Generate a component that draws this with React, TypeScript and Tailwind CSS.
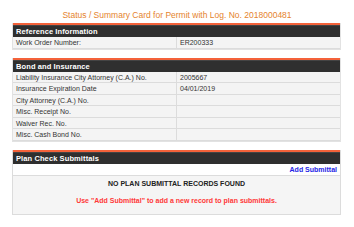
import React from "react";

const Row = ({ label, value }: { label: string; value?: string }) => (
  <div className="grid grid-cols-[164px_1fr] h-[11.5px] border-b border-[#dcdcdc] bg-[#f4f4f4] text-[7px] leading-[11px] text-[#333]">
    <div className="pl-[3px] border-r border-[#dcdcdc] whitespace-nowrap overflow-hidden">{label}</div>
    <div className="pl-[3px] whitespace-nowrap">{value ?? ""}</div>
  </div>
);

const Header = ({ title }: { title: string }) => (
  <div className="border-t-2 border-[#f4623a]">
    <div className="h-[12px] bg-[#2f2f2f] border-t border-[#444] pl-[3px] text-[7.5px] leading-[11px] font-bold text-white tracking-[0.1px]">
      {title}
    </div>
  </div>
);

export default function App() {
  return (
    <div className="w-[354px] h-[227px] bg-white font-['Liberation_Sans',Arial,sans-serif] overflow-hidden">
      <div className="h-[23px] pt-[9px] text-center text-[8.5px] leading-[12px] text-[#e5832d]">
        Status / Summary Card for Permit with Log. No. 2018000481
      </div>
      <div className="mx-[12px] w-[329px] flex flex-col gap-[8px]">
        <div className="border-x border-b border-[#e2e2e2]">
          <Header title="Reference Information" />
          <Row label="Work Order Number:" value="ER200333" />
        </div>
        <div className="border-x border-b border-[#e2e2e2]">
          <Header title="Bond and Insurance" />
          <Row label="Liability Insurance City Attorney (C.A.) No." value="2005667" />
          <Row label="Insurance Expiration Date" value="04/01/2019" />
          <Row label="City Attorney (C.A.) No." />
          <Row label="Misc. Receipt No." />
          <Row label="Waiver Rec. No." />
          <Row label="Misc. Cash Bond No." />
        </div>
        <div className="border-x border-b border-[#dcdcdc]">
          <Header title="Plan Check Submittals" />
          <div className="h-[12px] bg-white border-b border-[#dcdcdc] text-right pr-[3px] text-[7px] leading-[12px] font-bold text-[#2424e6]">
            Add Submittal
          </div>
          <div className="h-[38px] bg-[#f5f5f5] flex flex-col items-center pt-[2px]">
            <div className="text-[7px] leading-[12px] font-bold text-[#222]">NO PLAN SUBMITTAL RECORDS FOUND</div>
            <div className="mt-[5px] text-[7px] leading-[12px] font-bold text-[#ff3838]">
              Use "Add Submittal" to add a new record to plan submittals.
            </div>
          </div>
        </div>
      </div>
    </div>
  );
}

* [WHAT NEEDS TO BE DONE]: Without any pictures, reproduce the lines from the first one in the material through the line that has "import React from", exactly as they appear.

* [TASK RESULT]:
Generate a component that draws this with React, TypeScript and Tailwind CSS.
import React from "react";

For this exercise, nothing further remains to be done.